§ **YOUR OBJECTIVE**: Every line that holds "TypeScript" should be shown.

§ **EXERCISE INPUTS**:
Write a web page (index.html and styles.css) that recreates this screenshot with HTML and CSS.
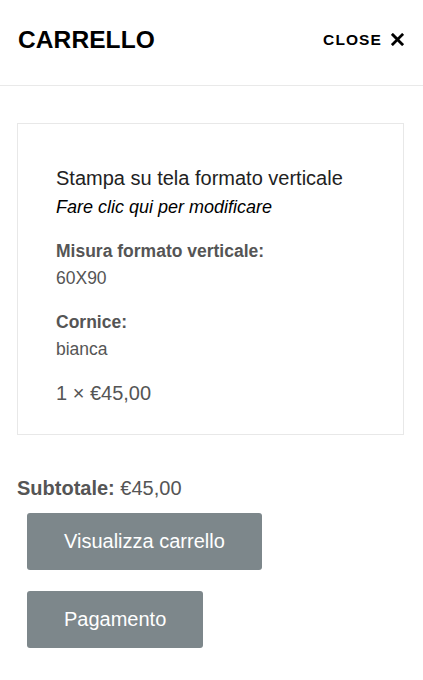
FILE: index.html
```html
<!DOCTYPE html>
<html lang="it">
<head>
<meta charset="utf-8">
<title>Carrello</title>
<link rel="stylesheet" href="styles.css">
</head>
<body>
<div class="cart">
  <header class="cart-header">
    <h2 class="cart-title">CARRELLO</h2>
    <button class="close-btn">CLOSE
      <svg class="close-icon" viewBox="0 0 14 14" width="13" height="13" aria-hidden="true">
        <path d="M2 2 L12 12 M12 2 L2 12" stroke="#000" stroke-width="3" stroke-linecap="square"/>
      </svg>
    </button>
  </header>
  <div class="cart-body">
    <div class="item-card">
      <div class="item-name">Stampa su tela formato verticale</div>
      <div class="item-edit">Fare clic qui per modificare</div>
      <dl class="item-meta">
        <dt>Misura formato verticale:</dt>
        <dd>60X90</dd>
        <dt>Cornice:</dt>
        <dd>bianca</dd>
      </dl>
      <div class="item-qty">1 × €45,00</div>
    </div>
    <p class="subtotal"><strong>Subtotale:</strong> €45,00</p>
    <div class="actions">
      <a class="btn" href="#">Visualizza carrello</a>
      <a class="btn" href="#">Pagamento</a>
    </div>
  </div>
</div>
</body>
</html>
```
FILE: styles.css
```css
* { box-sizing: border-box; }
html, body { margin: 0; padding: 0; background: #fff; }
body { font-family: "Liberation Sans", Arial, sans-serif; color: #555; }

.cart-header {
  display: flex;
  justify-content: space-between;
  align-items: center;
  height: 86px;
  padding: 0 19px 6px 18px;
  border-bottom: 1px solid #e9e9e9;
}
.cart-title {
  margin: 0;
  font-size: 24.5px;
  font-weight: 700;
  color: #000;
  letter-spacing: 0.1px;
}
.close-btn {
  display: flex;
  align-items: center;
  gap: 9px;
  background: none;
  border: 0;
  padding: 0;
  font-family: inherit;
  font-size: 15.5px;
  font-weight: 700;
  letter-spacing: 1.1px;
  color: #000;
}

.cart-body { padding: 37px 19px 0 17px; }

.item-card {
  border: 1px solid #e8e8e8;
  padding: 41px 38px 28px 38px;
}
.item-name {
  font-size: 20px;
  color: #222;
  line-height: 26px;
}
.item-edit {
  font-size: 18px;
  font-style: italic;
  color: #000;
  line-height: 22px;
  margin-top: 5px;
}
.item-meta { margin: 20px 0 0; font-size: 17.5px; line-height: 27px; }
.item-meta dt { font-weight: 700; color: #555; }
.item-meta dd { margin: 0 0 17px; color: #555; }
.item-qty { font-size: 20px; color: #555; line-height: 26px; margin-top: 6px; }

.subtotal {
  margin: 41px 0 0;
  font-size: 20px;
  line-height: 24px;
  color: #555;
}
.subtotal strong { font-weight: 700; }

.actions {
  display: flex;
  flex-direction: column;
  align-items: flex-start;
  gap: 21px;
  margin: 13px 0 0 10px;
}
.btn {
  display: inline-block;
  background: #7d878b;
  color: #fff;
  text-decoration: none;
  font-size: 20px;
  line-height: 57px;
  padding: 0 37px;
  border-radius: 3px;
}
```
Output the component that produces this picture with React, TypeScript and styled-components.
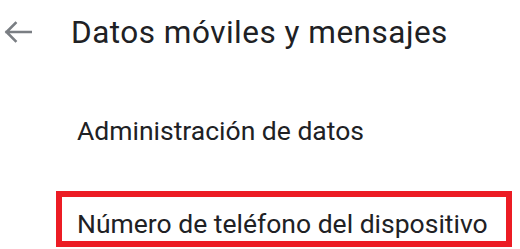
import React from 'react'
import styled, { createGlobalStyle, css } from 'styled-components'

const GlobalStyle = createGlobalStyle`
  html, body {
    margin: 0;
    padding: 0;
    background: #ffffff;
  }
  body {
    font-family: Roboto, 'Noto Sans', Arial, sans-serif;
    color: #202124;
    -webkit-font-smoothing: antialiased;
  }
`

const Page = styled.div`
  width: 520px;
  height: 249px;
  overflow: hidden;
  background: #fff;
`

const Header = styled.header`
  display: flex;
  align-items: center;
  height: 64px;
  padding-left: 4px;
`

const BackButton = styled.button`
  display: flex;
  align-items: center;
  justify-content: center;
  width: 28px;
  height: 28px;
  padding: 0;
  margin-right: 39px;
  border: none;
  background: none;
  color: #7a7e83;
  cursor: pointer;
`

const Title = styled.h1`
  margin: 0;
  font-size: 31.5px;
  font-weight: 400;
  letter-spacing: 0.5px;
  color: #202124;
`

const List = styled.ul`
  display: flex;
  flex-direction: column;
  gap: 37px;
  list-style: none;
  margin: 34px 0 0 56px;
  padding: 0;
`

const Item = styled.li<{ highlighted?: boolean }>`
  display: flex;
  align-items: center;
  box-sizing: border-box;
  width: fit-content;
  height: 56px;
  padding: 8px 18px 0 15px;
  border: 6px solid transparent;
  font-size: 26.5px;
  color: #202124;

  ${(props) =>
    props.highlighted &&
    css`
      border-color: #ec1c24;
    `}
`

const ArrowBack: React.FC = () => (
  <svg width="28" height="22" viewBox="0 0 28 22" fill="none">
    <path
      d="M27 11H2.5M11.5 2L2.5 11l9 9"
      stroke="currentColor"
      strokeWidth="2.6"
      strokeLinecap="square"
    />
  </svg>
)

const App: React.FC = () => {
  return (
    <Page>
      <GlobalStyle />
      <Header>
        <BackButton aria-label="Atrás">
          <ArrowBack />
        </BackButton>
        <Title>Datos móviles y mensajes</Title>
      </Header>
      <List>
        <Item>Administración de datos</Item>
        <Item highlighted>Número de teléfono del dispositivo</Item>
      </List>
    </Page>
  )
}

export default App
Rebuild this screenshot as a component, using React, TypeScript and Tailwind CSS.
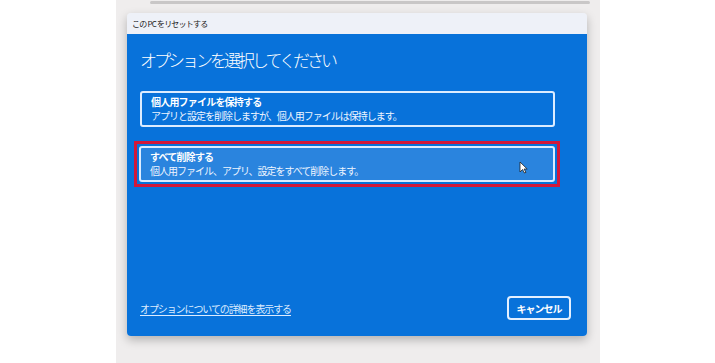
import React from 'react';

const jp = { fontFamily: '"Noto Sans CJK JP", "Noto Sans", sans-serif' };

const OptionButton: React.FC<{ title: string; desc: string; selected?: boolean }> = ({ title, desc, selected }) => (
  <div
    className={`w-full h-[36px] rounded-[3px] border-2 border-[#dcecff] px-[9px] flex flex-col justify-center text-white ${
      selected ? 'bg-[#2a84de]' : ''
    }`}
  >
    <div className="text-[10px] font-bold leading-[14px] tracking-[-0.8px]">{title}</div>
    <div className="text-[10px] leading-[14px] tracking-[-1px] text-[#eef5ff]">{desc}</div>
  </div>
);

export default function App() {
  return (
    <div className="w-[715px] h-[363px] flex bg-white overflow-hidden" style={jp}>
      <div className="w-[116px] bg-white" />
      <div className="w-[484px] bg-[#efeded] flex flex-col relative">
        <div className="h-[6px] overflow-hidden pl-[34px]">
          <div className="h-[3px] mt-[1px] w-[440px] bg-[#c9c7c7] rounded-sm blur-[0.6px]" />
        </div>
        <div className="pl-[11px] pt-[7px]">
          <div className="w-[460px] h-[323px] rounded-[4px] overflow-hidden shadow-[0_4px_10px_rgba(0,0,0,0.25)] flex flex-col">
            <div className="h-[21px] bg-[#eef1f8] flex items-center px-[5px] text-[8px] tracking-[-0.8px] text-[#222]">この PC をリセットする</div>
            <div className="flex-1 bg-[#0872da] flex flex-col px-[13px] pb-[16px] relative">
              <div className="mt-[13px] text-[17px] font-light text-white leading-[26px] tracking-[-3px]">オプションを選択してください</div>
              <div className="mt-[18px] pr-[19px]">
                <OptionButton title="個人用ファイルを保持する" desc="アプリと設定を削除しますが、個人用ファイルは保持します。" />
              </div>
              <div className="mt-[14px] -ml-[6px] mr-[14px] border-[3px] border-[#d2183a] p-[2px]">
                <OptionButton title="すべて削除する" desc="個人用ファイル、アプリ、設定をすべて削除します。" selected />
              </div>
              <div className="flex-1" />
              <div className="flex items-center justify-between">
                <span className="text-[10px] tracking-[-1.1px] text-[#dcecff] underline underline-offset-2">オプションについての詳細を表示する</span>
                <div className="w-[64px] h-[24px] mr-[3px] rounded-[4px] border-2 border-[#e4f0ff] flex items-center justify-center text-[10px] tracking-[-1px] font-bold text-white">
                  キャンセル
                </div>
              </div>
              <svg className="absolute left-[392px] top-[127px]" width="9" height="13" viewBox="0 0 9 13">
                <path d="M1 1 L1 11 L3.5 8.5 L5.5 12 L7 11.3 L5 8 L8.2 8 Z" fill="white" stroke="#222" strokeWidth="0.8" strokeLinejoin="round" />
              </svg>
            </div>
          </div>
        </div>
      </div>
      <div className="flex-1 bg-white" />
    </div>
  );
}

§ **TASK RESULT**:
Output the component that produces this picture with React, TypeScript and styled-components.
Rebuild this screenshot as a component, using React, TypeScript and Tailwind CSS.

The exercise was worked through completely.